Tell the Indian spectator today that his team is just not good enough, and he will laugh at you. Hasn't he seen Tendulkar hit the scoreboard with his sponsored bat? Hasn't he seen Ganguly ride off in his two-wheeler or Dravid chew the right biscuit? With so much happening on television, the line between reality and fantasy does not exist.
The Indian captain, tossed between selectors, officials, politicians, marketing whizkids and finally the public, deserves more sympathy than censure. He is part of a tamasha, and has learned to accept the good and the bad philosophically. The temporary nature of his job never leaves his consciousness.
Indian captains know they will be insulted when the team fails and praised beyond measure when it wins.
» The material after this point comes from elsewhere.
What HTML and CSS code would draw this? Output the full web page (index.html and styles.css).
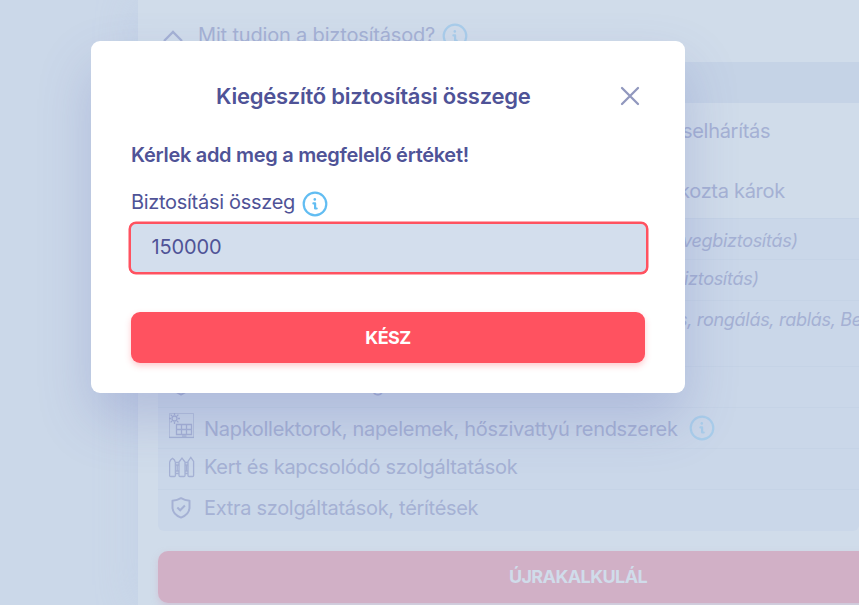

The best ones have had betel juice spat at them in Calcutta, chappals thrown at them in Mumbai, and stones thrown at their loved ones at home.
The second most difficult job in the country will remain that way till public perception changes. It is a commentary on our times that success is measured only in terms of victory and defeat; there is no thought to long-term team-building. No captain is allowed the luxury to think he can move out of the here-and-now and plan for the future. Our system encourages self-interest. The ones who break away are seen as getting "too big for their boots" and cut down to size. And that's why our best players didn't lead India as often as they might have.